Meathop Moss is a Lowland Raised Bog, Sphagnum moss slowly decaying has created a raised dome higher than the surrounding land.   It’s super-saturated and highly acidic.  Dip a finger into soft, wet sphagnum moss and you delve deep amongst the insect and plant life of a peat bog. 
The flora is wonderful. First impressions are the yellow stars of Bog asphodel, fading to gold.  Pink flowers of Cross-leaved heath mingle with White-beak sedge.  Heather, or Ling, is in tight bud.  An osprey flies in with a fish for its young.  Large Heath fly over the bog.
Knowing there’s cranberry at Foulshaw Moss I hope to find some here too.  After that first glimpse of ripening fruit I find many more.   There are beautiful pinkish berries, looking tasty.  Green berries  ripen, some are speckled and brown.  At first all you see is cranberries  on a cushion of sphagnum moss.  Cranberry is a low, ever-green, creeping sub-shrub with reddish stems that trail over sphagnum moss and hummocks. The plant is interwoven in sphagnum and if you look closely more and more rounded berries become visible, often hidden in sphagnum.    Flowers are pink and petal-lobes reflex as they mature.    The flower stem is the colour of cranberry juice.  Down among the sphagnum lurks blood-red sundew with glistening sticky droplets on each tendril.  If an insect touches these droplet the sundew’s tendrils trap it, the leaf closes over it and the carnivorous plant digests its prey.
Standing on the board-walk, we look down on the flora of the peat bog.  There's a tangle of vegetation so it's hard to show individual plants well.  To present the flowers of Cranberry and to give close-ups of sundew I turn to my photographic archive.
Sundew can be hidden deep amongst sphagnum and on the fringe of pools at Meathop Moss.  In August 2016 I was crossing Blea Moss when I came upon a dense mass of sundew.  It's unusual to see it growing so thickly, a single species.
Frogs pop up from this liquid, soupy peat bog . From the board-walk, it’s hard to distinguish lurking things in this soupy weave of vegetation.   To help my camera see into it I probably needed to lie on the board walk and linger.  But in a group of helpful naturalists that wasn’t a good idea.   I like the element of mystery,  what you see and what you don't.  What my camera sees for me to detect later.  I'd hoped to see Bog rosemary but could not find it.  I reckon it's in the foreground of this first image of cranberries.   The plant is showing well at Meathop Moss right now but cranberries aren't often so easy to find.  Knowing their habit and  niche habitat helps, and their season.  

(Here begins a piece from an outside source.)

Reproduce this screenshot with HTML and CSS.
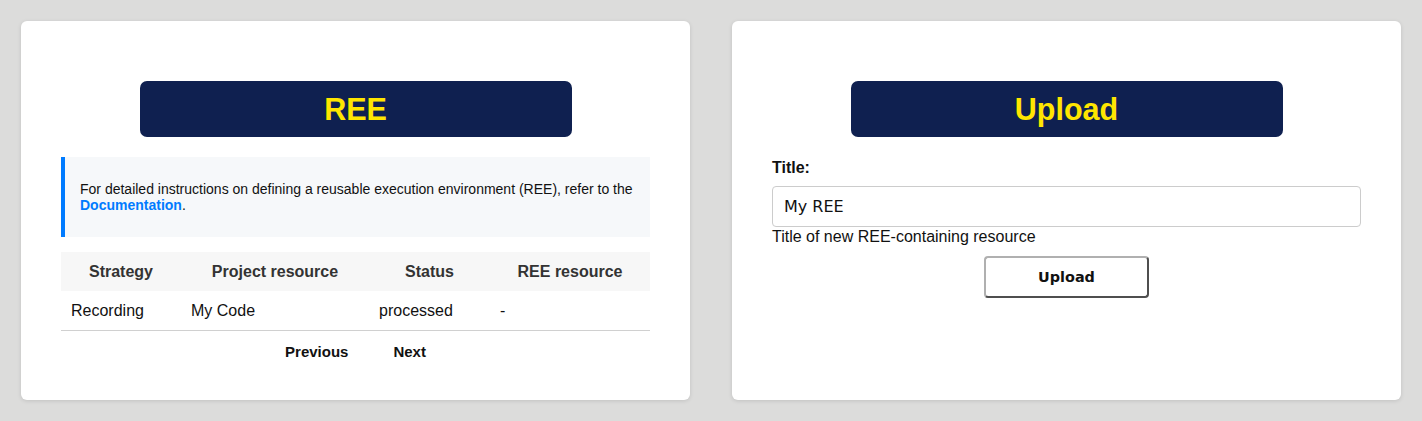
FILE: index.html
```html
<!DOCTYPE html>
<html lang="en">
<head>
<meta charset="utf-8">
<title>REE</title>
<link rel="stylesheet" href="styles.css">
</head>
<body>
<div class="page">
  <section class="card">
    <h1 class="banner">REE</h1>
    <div class="info">
      For detailed instructions on defining a reusable execution environment (REE), refer to the <a href="#" class="doc-link">Documentation</a>.
    </div>
    <table class="ree-table">
      <colgroup>
        <col class="c1"><col class="c2"><col class="c3"><col class="c4">
      </colgroup>
      <thead>
        <tr><th>Strategy</th><th>Project resource</th><th>Status</th><th>REE resource</th></tr>
      </thead>
      <tbody>
        <tr><td>Recording</td><td>My Code</td><td>processed</td><td>-</td></tr>
      </tbody>
    </table>
    <div class="pager">
      <span class="pager-btn">Previous</span>
      <span class="pager-btn">Next</span>
    </div>
  </section>
  <section class="card">
    <h1 class="banner">Upload</h1>
    <label class="field-label" for="title">Title:</label>
    <input id="title" class="field-input" type="text" value="My REE">
    <div class="field-help">Title of new REE-containing resource</div>
    <div class="actions">
      <button class="upload-btn" type="button">Upload</button>
    </div>
  </section>
</div>
</body>
</html>
```

FILE: styles.css
```css
html, body {
  margin: 0;
  padding: 0;
  background: #dcdcdb;
  font-family: "Liberation Sans", Arial, sans-serif;
  color: #111;
}

.page {
  display: grid;
  grid-template-columns: 1fr 1fr;
  gap: 42px;
  padding: 21px;
}

.card {
  background: #fff;
  border-radius: 6px;
  box-shadow: 0 1px 4px rgba(0, 0, 0, 0.12);
  padding: 40px 40px 40px;
  display: flex;
  flex-direction: column;
  height: 379px;
  box-sizing: border-box;
}

.banner {
  align-self: center;
  width: 432px;
  height: 56px;
  margin: 20px 0 0;
  background: #0f2050;
  color: #ffe600;
  border-radius: 7px;
  font-size: 30.5px;
  font-weight: bold;
  line-height: 56px;
  text-align: center;
}

.info {
  margin-top: 20px;
  background: #f6f8fa;
  border-left: 4px solid #007bff;
  padding: 24px 15px;
  font-size: 14px;
  line-height: 16px;
  color: #111;
}

.doc-link {
  color: #007bff;
  font-weight: bold;
  text-decoration: none;
}

.ree-table {
  margin-top: 15px;
  width: 100%;
  border-collapse: collapse;
  table-layout: fixed;
  font-size: 16px;
}

.c1 { width: 120px; }
.c2 { width: 188px; }
.c3 { width: 121px; }
.c4 { width: 160px; }

.ree-table th {
  background: #f7f7f7;
  color: #333;
  font-weight: bold;
  text-align: center;
  padding: 10px 10px;
  line-height: 19px;
}

.ree-table td {
  text-align: left;
  padding: 10px 10px;
  line-height: 19px;
  border-bottom: 1px solid #d0d0d0;
  color: #111;
}

.pager {
  display: flex;
  justify-content: center;
  gap: 45px;
  padding-top: 12px;
  font-size: 15px;
  line-height: 18px;
  font-weight: bold;
  color: #111;
}

.field-label {
  margin-top: 22px;
  font-weight: bold;
  font-size: 16px;
  line-height: 18px;
  color: #111;
}

.field-input {
  margin-top: 9px;
  box-sizing: border-box;
  width: 100%;
  height: 41px;
  border: 1px solid #cccccc;
  border-radius: 4px;
  padding: 0 11px;
  font-family: "DejaVu Sans", sans-serif;
  font-size: 16px;
  color: #111;
  background: #fff;
  outline: none;
}

.field-help {
  font-size: 16px;
  line-height: 19px;
  color: #111;
}

.actions {
  display: flex;
  justify-content: center;
  margin-top: 10px;
}

.upload-btn {
  box-sizing: border-box;
  width: 165px;
  height: 42px;
  background: #fff;
  border-style: solid;
  border-width: 2px;
  border-color: #b0b0b0 #4f4f4f #4f4f4f #b0b0b0;
  border-radius: 4px;
  font-family: "DejaVu Sans", sans-serif;
  font-size: 14.4px;
  font-weight: bold;
  color: #111;
  padding: 0;
}
```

Bog asphodel has yellow star-like flowers that last only a couple of weeks.  In autumn and winter sunlight the seed-heads are deep gold and spectacular.   Spikes of bod asphodel seed-heads pierce the snow in winter.  The next summer they show beside fresh flowers, a faded and skeletal form like a fragment of weathered bone. Bog asphodel, Narthecium ossifragum.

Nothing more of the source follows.